GWStrings | Gravitational Waves from Strings with Adaptive Mesh Refinement

Summary
Cosmic strings are motivated by simple extensions to the Standard Model of particle physics (BSM), including dark matter axion models (axion cosmology), superstring theory and grand unified theories. If present, cosmic strings will radiate gravitational waves (GWs) which could be detected by current and future GW experiments, such as LIGO-Virgo-KAGRA (LVK), LISA and the Einstein Telescope. Detection or bounds placed on cosmic strings provide deep insight into BSM particle physics models, and are a potential discovery channel for new fundamental fields.

Searches for cosmic strings in LVK data have to date used analytic waveforms predicted using the Nambu-Goto (NG) approximation.

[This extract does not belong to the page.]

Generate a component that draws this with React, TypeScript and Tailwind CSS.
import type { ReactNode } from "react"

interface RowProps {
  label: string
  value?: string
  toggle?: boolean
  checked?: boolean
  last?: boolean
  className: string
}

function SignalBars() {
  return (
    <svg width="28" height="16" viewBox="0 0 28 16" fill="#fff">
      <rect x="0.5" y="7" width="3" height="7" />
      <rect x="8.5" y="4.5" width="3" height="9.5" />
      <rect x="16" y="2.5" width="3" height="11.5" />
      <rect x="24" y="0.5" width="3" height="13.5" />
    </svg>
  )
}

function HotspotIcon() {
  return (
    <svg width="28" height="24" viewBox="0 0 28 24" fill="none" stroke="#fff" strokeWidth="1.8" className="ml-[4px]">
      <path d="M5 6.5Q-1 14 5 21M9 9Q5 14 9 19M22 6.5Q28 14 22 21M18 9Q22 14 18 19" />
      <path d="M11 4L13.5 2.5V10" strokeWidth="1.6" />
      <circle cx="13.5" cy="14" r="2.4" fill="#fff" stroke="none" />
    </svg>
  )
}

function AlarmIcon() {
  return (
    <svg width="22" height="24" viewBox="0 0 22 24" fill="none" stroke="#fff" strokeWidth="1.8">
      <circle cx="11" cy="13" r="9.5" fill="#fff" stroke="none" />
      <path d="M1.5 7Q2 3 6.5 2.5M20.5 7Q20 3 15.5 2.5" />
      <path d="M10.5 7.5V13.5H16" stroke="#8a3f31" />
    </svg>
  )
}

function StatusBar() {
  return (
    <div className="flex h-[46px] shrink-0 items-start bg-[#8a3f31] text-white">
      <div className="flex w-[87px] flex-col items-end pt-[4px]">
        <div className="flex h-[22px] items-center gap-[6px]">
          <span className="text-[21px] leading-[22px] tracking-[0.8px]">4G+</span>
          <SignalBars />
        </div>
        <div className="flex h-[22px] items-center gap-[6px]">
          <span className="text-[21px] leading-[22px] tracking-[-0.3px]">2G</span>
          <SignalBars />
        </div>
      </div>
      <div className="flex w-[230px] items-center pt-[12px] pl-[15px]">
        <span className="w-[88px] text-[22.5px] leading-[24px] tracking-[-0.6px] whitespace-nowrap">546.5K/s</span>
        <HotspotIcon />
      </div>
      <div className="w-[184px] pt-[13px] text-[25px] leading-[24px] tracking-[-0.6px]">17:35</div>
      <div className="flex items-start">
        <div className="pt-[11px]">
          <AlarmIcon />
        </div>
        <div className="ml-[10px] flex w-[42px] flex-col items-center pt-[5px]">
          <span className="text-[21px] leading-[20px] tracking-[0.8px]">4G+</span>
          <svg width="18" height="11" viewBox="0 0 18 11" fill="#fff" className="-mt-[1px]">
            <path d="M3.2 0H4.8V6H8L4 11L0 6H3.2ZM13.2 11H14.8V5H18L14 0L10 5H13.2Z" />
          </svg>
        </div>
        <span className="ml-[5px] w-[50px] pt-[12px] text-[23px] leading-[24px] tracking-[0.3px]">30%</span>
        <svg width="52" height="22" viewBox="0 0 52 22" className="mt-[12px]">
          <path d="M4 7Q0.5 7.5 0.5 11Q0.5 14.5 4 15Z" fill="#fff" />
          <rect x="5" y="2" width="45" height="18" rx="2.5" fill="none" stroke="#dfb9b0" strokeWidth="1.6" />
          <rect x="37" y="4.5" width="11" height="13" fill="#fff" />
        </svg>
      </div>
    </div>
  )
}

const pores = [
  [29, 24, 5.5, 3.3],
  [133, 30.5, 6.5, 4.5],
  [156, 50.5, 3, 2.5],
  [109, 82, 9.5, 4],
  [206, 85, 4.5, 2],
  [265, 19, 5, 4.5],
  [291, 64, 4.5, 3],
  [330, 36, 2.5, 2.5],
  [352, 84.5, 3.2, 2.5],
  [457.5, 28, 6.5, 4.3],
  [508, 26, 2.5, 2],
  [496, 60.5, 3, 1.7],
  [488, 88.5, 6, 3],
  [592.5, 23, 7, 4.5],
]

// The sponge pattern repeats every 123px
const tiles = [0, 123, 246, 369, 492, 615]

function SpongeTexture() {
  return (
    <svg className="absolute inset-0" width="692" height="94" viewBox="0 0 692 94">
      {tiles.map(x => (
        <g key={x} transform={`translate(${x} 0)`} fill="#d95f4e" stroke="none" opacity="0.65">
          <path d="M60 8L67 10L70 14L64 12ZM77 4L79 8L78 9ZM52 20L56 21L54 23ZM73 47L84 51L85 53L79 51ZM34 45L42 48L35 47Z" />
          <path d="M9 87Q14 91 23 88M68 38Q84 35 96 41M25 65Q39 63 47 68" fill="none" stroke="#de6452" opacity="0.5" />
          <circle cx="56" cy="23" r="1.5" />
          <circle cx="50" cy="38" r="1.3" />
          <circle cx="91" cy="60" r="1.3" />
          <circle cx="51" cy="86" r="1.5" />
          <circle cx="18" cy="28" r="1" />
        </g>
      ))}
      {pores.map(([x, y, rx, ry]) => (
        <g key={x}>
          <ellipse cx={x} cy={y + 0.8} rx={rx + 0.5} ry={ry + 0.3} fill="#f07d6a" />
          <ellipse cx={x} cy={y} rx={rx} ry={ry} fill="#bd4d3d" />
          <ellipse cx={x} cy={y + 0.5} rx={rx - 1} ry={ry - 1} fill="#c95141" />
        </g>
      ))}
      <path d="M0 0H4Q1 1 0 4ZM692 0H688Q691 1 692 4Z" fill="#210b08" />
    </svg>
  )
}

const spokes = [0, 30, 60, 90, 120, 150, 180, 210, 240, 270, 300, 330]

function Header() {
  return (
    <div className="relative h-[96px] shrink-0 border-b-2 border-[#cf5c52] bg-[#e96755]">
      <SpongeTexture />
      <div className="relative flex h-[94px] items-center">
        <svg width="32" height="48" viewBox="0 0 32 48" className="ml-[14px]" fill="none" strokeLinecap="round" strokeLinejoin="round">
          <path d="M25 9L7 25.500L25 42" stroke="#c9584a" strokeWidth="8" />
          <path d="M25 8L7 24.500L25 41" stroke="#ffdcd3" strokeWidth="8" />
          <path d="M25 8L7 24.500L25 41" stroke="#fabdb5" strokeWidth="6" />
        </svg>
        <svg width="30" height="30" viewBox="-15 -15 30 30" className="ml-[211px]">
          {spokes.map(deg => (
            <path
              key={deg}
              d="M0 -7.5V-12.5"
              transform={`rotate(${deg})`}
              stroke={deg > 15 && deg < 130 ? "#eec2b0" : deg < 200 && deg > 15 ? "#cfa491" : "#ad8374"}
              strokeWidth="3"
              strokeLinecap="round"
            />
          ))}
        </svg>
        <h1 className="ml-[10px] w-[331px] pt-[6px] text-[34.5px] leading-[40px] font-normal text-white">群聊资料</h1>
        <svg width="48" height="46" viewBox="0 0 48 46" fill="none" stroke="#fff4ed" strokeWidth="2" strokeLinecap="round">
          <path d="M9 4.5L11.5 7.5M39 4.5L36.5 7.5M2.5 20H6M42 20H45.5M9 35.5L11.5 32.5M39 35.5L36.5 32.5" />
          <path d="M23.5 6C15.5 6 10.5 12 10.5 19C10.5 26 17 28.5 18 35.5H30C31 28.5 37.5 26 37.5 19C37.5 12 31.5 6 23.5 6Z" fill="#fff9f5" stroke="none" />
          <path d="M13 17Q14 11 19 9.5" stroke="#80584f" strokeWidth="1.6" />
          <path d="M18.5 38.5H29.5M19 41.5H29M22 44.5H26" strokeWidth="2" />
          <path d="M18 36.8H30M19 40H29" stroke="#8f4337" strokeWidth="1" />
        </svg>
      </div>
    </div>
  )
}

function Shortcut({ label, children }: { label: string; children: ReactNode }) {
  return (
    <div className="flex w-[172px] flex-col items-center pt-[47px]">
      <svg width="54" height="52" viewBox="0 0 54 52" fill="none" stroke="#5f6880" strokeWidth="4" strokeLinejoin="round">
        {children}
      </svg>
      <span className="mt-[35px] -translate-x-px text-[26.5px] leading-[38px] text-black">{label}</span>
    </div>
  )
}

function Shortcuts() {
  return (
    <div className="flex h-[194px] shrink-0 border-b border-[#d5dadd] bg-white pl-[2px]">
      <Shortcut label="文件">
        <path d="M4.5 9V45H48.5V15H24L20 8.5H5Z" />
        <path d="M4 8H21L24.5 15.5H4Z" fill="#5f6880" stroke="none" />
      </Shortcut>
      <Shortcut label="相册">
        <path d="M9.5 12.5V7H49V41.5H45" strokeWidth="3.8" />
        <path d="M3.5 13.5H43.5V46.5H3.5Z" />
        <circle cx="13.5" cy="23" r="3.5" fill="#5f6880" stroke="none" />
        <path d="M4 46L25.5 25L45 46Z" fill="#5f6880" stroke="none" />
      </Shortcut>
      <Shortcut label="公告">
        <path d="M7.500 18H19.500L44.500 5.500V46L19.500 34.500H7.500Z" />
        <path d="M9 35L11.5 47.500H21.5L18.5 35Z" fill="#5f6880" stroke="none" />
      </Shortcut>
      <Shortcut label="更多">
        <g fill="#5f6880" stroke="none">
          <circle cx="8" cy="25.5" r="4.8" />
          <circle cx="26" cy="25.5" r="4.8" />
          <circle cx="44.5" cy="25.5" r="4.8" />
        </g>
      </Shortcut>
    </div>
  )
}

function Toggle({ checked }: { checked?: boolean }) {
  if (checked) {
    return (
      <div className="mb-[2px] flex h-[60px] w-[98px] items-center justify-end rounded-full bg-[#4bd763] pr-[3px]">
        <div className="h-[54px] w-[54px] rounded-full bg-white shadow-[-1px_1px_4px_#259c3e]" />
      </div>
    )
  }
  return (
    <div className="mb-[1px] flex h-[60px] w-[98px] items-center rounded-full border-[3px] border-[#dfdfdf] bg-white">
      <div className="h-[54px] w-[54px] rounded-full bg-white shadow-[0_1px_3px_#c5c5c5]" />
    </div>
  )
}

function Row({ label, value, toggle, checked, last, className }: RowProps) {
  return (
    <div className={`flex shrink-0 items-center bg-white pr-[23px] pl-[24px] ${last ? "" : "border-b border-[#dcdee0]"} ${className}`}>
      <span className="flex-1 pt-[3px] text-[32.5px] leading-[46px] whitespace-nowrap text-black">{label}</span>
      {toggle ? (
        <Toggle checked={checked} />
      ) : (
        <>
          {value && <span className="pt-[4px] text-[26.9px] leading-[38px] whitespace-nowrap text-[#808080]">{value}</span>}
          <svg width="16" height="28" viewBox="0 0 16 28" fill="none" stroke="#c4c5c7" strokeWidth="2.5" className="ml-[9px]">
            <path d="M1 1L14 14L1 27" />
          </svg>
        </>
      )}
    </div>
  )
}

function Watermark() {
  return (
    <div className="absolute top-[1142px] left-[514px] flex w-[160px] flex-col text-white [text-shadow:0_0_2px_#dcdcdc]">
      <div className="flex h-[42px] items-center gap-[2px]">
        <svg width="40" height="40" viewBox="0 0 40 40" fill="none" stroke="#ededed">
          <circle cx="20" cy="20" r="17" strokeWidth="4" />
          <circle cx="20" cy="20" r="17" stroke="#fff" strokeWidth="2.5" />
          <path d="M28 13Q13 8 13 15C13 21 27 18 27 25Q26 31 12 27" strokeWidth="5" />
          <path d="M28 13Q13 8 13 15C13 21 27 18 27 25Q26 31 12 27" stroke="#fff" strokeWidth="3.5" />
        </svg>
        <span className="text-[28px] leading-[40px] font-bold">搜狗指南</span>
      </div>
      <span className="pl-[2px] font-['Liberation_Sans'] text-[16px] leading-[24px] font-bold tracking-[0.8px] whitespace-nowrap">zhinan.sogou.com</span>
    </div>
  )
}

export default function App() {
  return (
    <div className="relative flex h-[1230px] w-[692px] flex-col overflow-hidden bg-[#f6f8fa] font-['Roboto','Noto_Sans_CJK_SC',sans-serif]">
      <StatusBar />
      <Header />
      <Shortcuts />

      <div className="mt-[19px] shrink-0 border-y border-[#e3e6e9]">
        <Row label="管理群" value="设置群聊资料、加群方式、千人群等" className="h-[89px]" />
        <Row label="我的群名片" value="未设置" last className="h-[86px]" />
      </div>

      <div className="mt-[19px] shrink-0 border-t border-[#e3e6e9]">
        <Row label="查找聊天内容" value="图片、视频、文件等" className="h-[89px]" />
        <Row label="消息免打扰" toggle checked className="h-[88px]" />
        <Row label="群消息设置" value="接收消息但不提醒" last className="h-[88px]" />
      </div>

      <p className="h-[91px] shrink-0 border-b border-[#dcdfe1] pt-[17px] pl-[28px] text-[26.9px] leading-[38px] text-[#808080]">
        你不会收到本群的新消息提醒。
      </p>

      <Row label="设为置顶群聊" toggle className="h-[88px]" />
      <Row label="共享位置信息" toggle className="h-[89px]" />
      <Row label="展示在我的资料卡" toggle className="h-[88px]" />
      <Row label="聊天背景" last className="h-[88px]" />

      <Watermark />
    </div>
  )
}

This is problematic, as the NG model is known to be inaccurate in precisely the high-curvature regions from which the strongest GW signals are emitted. These waveforms have never been verified by numerical simulation, so current matched template searches may not provide useful information or constraints. GWStrings will address this by producing the first waveforms for cosmic string cusp configurations in full numerical relativity (NR) and using them to perform a matched template search in the LVK data. GWStrings will also match these waveforms to current analytic models to determine their validity. Simulations will be implemented using the adaptive mesh refinement (AMR) NR code, GRChombo.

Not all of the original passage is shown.